Measuring topological invariants of even-dimensional non-Hermitian systems through quench dynamics

Abstract: The accurate determination of non-Hermitian (NH) topological invariants plays a central role in the study of NH topological phases. In this work, we propose a general framework for directly measuring NH topological invariants in even-dimensional systems through quench dynamics. Our approach hinges on constructing an auxiliary Hermitian matrix topologically equivalent to the original NH Hamiltonian, enabling topological characterization via reduced-dimensional momentum subspaces called band inversion surfaces (BISs).
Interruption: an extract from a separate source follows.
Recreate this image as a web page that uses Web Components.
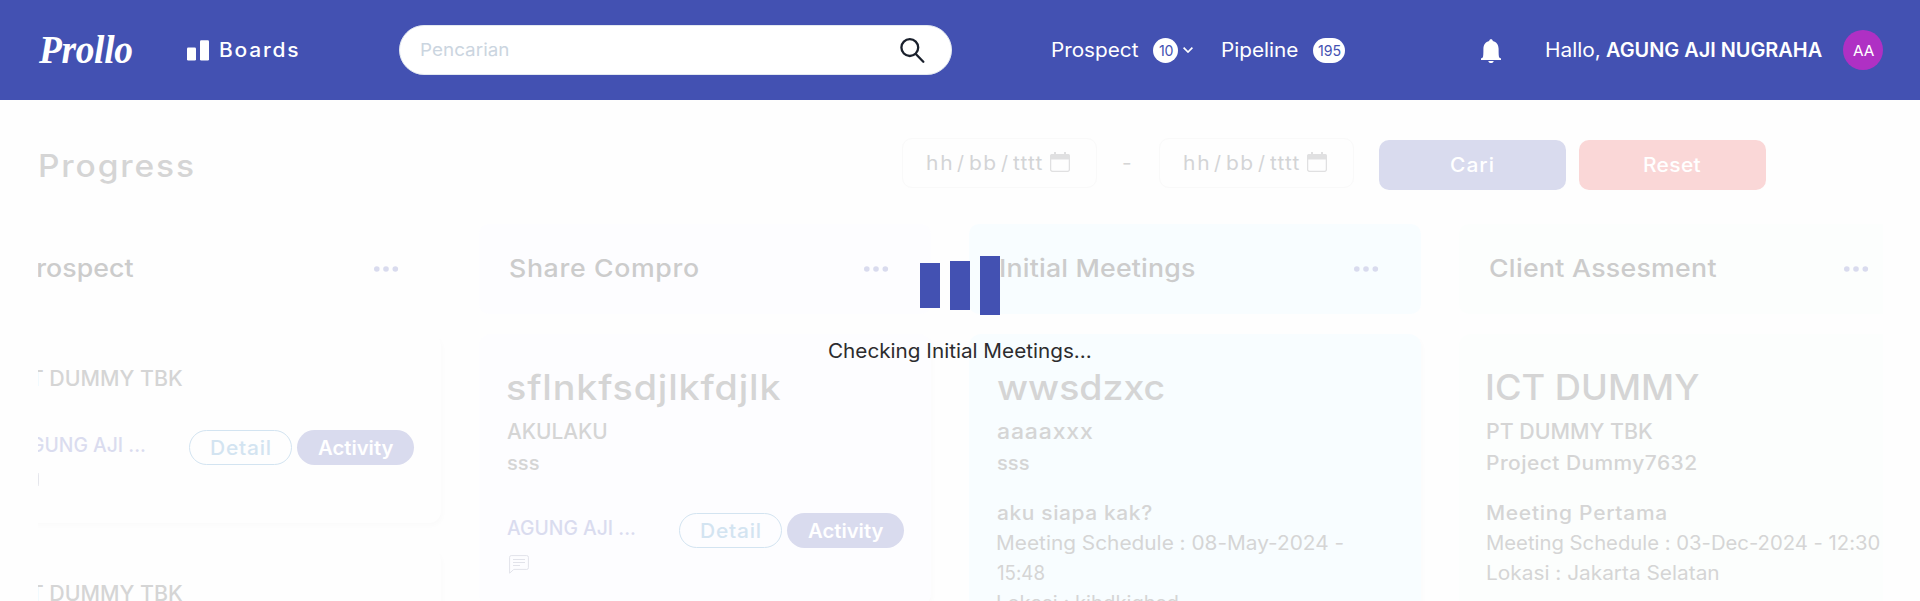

A key insight lies in the emergence of chiral symmetry in the NH Hamiltonian specifically on BISs -- a critical property that allows extension of the dynamical characterization scheme previously developed for odd-dimensional NH systems with chiral or sublattice symmetry [Lin et al., Phys. Rev. Res. 7, L012060 (2025)]. We show that NH topological invariants can be extracted from the winding patterns of a dynamical field constructed from post-quench spin textures on BISs. We demonstrate our approach through a detailed analysis of NH Chern insulators and then extend the framework to higher even-dimensional systems by introducing second-order BISs for characterization. This work establishes an experimentally accessible protocol for detecting NH topological invariants in quantum platforms.